China’s crackdown on illegal PE funds continues

Regulations introduced two years ago are having some effect, sources said.

China’s 50 private equity funds suspected of illegal fundraising activity together brought in 16 billion RMB (€1.9 billion; $2.6 billion) and involved 100,000 investors, according to regulators speaking at a recent domestic forum on illegal fundraising, which was reported in Caixin.

In recent years, illegal fundraising activities in the name of “local economic development support”, “green consumption”, “financial industry innovation” and others have appeared, offering high-yield, high returns as bait, said Liu Zhangjun, director general of the Office of Interagency Anti-illegal Fundraising Taskforce, in the report.

These vehicles often claim to be private equity funds, which gives investors the appearance of legitimacy, adds James Wang, partner at Han Kun Law in Beijing.

“At the peak of the private equity fund activities, local governments encouraged [RMB] private equity funds to be registered in their local jurisdiction with the offering of many preferential policies, which were viewed by unsophisticated investors as a kind of endorsement by the local government,” Wang said.

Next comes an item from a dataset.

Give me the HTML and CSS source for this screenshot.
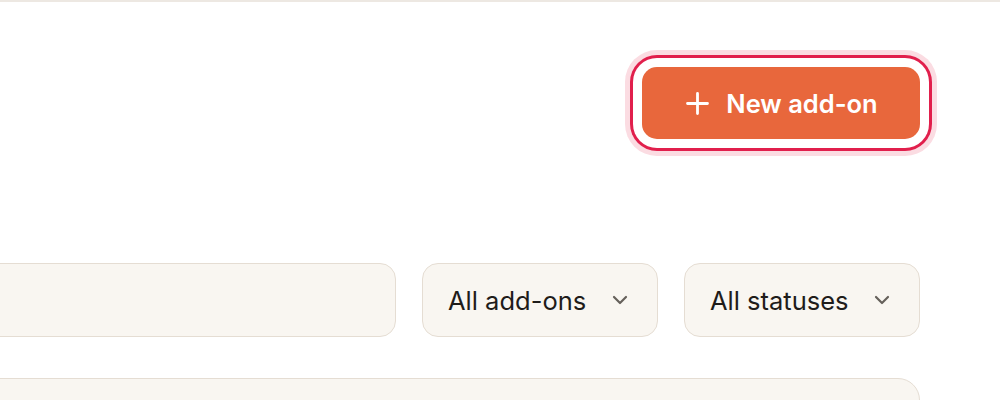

“Illegal fundraising in China typically works like a Ponzi scheme. The fund manager guarantees a high return on the principal and has to continually attract new investors in order to make good on the guarantee high return promise to the old investors.”

In 2013, however, illegal fundraising has been declining, Wang said, though he did not have any figures. “In the last two years, the government has strengthened regulations to crackdown on those illegal fundraising activities so it is harder for people to do that, at least in the form of a private equity fund.”

However, the fast development of peer-to-peer fundraising and lending platforms has increased the speed and amount of capital raised from the public, but laws and regulations have not kept pace. “The risk of illegal fund-raising in this area is rapidly building up,” Liu added.

He also cited private debt and credit funds as being at high risk for illegal fundraising conduct.

Fundraising conduct considered illegal includes raising money from the general public; fundraising without proper legal approval; advertising funds through public channels such as the media, promotional events, leaflets and SMS; promising specific returns within a timeframe, according to The China Banking Regulatory Commission.